Our brightest rat, Fuzzy Rat walked at heel like very best trained dogs I've owned and one was a Morristown seeing eye dog school drop out...









And that rat liked to walk right up to meet and greet people and was quite capable of functioning outdoors without supervision.. (note the photos were taken after she jumped into the lake on her own and went swimming with the kids..)















And that rat liked to climb tall trees and sway in the breeze and came down on command...










And this is Max one of our current rats passing her true shoulder rat final exam... at a town fireworks show










And doing a meet and greet afterwards:










And the little white dot next to the black trash can is Fuzzy Rat hiking back to the car on her own, something Max can even do now... She could find the car from over 1/4 mile and the house form about half a mile away...










And by the way, Max and her new friend Cloud live free range in our house like any of my dogs did... the result of patience and training to be competent.

Yes I realize I'm talking about rats, the brilliant little furry metacognative animals in the photos that can learn just about anything you have the patience to teach them. 

In fact the rather remarkable black and white rat in the beach photos was quite able to understand many human commands and a great deal of our body language and communicate a broad array of her thoughts, desires and intentions and taught us humans immersion and immersion theory... Honestly, she was actually smarter than some dogs I've owned...

So, I'm not sure I understand your point... I know you aren't trying to disrespect my rats on purpose... But Fuzzy Rat was the only animal that was ever allowed into our vets office without a leash or cage, she sat on a chair of her own next to me in the waiting room. My rats are smart, housebroken and well trained, they are well behaved and are welcome guests where ever I take them. 

I honestly agree that it is wrong to punish a rat, because rats can't understand what we usually refer to as punishment, but strongly disagree about rats learning right from wrong. Some rats are smarter than others, but I really haven't met a rat that can't learn... if you can learn to communicate with it in a way that it can understand. Rats can understand a strong "NO" and a little bop, sometimes they don't always listen to you but they know exactly what you mean.


----------



## Rat Daddy (Sep 25, 2011)

I actually almost forgot to add that Fuzzy Rat and Max are highly skilled and well trained true shoulder rats. Taking untrained rats outdoors, especially if you aren't experienced at outdoor rat handling is a _very_ bad idea. And it's a really good way to get your rats lost or killed. My point was that rats are very intelligent and trainable, not that average rats are safe to take outdoors. I'd like everyone to know how intelligent and competent rats can be, so I post pics to make my point, not to induce new rat owners to get their rats killed... 

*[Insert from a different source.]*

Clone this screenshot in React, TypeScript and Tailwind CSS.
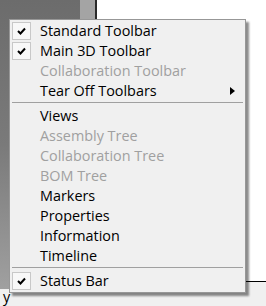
import React from "react";

type Item =
  | { kind: "sep" }
  | { kind: "item"; label: string; checked?: boolean; disabled?: boolean; submenu?: boolean };

const ITEMS: Item[] = [
  { kind: "item", label: "Standard Toolbar", checked: true },
  { kind: "item", label: "Main 3D Toolbar", checked: true },
  { kind: "item", label: "Collaboration Toolbar", disabled: true },
  { kind: "item", label: "Tear Off Toolbars", submenu: true },
  { kind: "sep" },
  { kind: "item", label: "Views" },
  { kind: "item", label: "Assembly Tree", disabled: true },
  { kind: "item", label: "Collaboration Tree", disabled: true },
  { kind: "item", label: "BOM Tree", disabled: true },
  { kind: "item", label: "Markers" },
  { kind: "item", label: "Properties" },
  { kind: "item", label: "Information" },
  { kind: "item", label: "Timeline" },
  { kind: "sep" },
  { kind: "item", label: "Status Bar", checked: true },
];

function CheckBox() {
  return (
    <div className="w-[19px] h-[18px] flex items-center justify-center border border-[#c8c8c8] bg-[#f8f8f8]">
      <svg width="9" height="8" viewBox="0 0 9 8">
        <path d="M1 4 L3.5 6.5 L8 1.5" fill="none" stroke="#000" strokeWidth="2" />
      </svg>
    </div>
  );
}

function MenuRow({ item }: { item: Item }) {
  if (item.kind === "sep") {
    return (
      <div className="h-[5px] pt-[1px]">
        <div className="mx-[2px] h-[1px] bg-[#a0a0a0]" />
      </div>
    );
  }
  return (
    <div className="flex items-center h-[20px] pl-[2px]">
      <div className="w-[19px] h-[18px]">{item.checked && <CheckBox />}</div>
      <span
        className={`ml-[9px] text-[14.4px] leading-[20px] whitespace-nowrap ${
          item.disabled ? "text-[#a0a0a0]" : "text-black"
        }`}
      >
        {item.label}
      </span>
      {item.submenu && (
        <div className="ml-auto mr-[10px] w-0 h-0 border-y-[4px] border-y-transparent border-l-[5px] border-l-black" />
      )}
    </div>
  );
}

export default function App() {
  return (
    <div
      className="relative w-[266px] h-[306px] overflow-hidden bg-[#f0f0f0]"
      style={{ fontFamily: '"Open Sans", "Noto Sans", sans-serif' }}
    >
      {/* Window content behind the popup */}
      <div className="flex">
        <div className="w-[97px] flex flex-col">
          <div className="h-[289px] flex">
            <div className="w-[80px] bg-gradient-to-b from-[#6c6c6c] via-[#7a7a7a] to-[#a0a0a0]" />
            <div className="w-[15px] bg-[#a4a4a4]" />
            <div className="w-[2px] bg-[#2a2a2a]" />
          </div>
          <div className="pl-[3px] text-[14.4px] leading-[16px] text-black">y</div>
        </div>
        <div className="flex-1 h-[282px] bg-white border-b border-black" />
      </div>

      {/* Context menu */}
      <div className="absolute left-[9px] top-[19px] w-[237px] border border-[#979797] bg-[#f0f0f0] py-[1px] shadow-[3px_3px_2px_rgba(0,0,0,0.45)]">
        {ITEMS.map((item, i) => (
          <MenuRow key={i} item={item} />
        ))}
      </div>
    </div>
  );
}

Enjoy the pics, and if you are seriously interested in training a shoulder rat you can read my thread on the subject, but otherwise... don't try this at home!


----------



## Charlottesmom (Nov 27, 2013)

When my guys misbehaved...very rare event thank goodness, all I had to do was redirect. But I feel a tiny bop or pinning would be fine too...nothing to hurt the rat just to let him know that what he/she was doing was not acceptable.


----------



## Hey-Fay (Jul 8, 2013)

I've found that a warning sound, I do ssskt ssskt, usually is enough to get them to stop but if they're being stubborn a squirt bottle will do the trick. If they're in arms reach they get bopped or flipped and pinned depending on what they're doing. They know exactly what they're doing is bad or against the rules and like small children they think they can get away with it! A bop or a swat should never be hard. If should never hurt, just deter them from continuing what they're doing.


----------



## nanashi7 (Jun 5, 2013)

It's worth noting that a bop here is nothing. In fact, unless I'm truly upset a bop usually gets me a brief pause, a quick groom, then they resume. Swats get me swarmed. Punishing rats, in general, doesn't seem to work well except as a temporarily determent from the current action. But when something catastrophic is happening, that momentary pause can save a life.

Example, Persephone decided to crawl into my wall heater last month. Wasn't on, thank god, but she got well and truly stuck. As I'm trying to find out how to open the heater or to pull her out as well as to prevent her continued struggle because she was wedging herself further and further down until all I could see was a foot and tail....everyone came over to check. Elias, being a rather butt, decided this was the perfect time to pull her tail and bite her rump. He wasn't helping, he was just being a dominant male seeking to explore this strange, squeaky rat rump. I booped him, found the latch, got the front of the heater off, and out came Persephone uninjured but unamused.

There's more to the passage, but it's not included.